Take every line from the material that has the word "React" in it.

> [MATERIAL FOR THIS EXERCISE]

+---+

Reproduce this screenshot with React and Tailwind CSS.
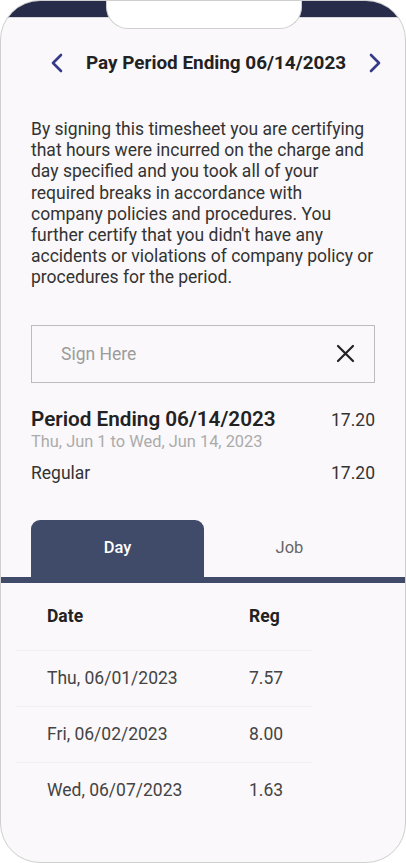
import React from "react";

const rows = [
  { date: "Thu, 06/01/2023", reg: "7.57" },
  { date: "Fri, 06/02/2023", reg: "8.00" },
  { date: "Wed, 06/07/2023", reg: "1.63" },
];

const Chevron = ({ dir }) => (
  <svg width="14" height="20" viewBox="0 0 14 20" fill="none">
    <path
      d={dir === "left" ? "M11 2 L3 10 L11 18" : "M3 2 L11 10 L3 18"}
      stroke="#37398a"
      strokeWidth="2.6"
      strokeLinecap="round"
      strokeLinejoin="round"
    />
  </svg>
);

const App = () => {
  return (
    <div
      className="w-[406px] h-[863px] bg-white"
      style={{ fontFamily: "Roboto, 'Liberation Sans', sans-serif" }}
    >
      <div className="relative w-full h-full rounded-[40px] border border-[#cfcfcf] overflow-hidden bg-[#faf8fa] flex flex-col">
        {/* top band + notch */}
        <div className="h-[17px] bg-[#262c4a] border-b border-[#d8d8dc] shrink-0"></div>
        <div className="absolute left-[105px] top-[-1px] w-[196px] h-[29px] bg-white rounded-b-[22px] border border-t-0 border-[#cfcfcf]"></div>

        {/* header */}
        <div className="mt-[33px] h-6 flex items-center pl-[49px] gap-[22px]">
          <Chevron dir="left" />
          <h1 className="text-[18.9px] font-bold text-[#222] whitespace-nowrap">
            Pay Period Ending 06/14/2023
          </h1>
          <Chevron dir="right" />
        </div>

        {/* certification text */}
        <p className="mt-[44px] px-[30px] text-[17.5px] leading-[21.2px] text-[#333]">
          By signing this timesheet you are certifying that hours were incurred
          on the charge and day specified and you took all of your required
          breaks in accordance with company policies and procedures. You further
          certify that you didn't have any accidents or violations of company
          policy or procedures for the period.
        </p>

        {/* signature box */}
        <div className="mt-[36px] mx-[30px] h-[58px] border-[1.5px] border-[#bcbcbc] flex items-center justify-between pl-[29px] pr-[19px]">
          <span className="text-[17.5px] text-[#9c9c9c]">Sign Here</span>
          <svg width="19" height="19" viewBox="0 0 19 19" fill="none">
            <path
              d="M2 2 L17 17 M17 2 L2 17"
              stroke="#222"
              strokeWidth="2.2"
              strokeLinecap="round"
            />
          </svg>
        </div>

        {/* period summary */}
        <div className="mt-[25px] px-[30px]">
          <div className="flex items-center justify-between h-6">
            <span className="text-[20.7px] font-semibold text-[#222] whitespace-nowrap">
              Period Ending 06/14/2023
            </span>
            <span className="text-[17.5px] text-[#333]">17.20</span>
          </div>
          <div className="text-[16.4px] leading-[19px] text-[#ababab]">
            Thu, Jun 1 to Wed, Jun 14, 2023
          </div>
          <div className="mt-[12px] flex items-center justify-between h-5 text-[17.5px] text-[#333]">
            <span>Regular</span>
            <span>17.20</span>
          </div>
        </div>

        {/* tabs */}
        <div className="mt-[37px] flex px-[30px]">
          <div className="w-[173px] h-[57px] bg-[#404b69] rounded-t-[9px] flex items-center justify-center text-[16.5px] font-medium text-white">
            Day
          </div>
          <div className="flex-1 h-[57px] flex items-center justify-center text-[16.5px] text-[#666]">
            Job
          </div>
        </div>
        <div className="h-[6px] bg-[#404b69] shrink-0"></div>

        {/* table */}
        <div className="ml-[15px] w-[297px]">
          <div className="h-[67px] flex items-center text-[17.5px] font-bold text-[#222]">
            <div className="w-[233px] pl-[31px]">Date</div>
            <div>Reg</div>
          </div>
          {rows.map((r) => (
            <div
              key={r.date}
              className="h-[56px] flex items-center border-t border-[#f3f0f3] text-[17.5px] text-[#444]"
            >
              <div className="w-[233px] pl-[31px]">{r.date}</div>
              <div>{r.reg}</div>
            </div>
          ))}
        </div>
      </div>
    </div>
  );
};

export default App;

+---+

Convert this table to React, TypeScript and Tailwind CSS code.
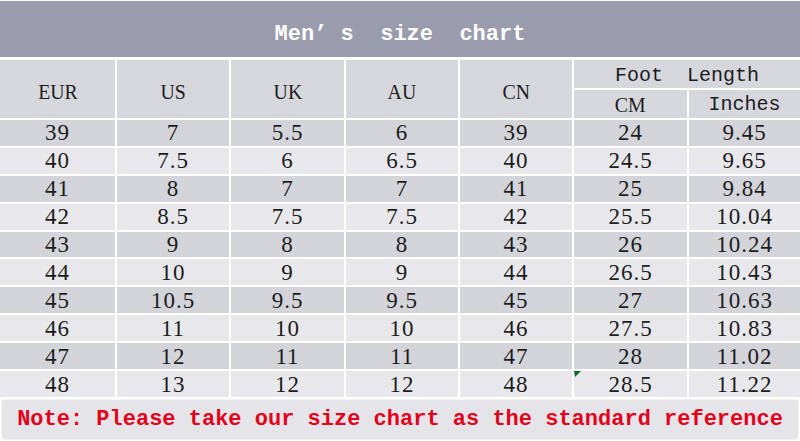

+---+

> [EXERCISE RESPONSE]
Reproduce this screenshot with React and Tailwind CSS.
import React from "react";
Convert this table to React, TypeScript and Tailwind CSS code.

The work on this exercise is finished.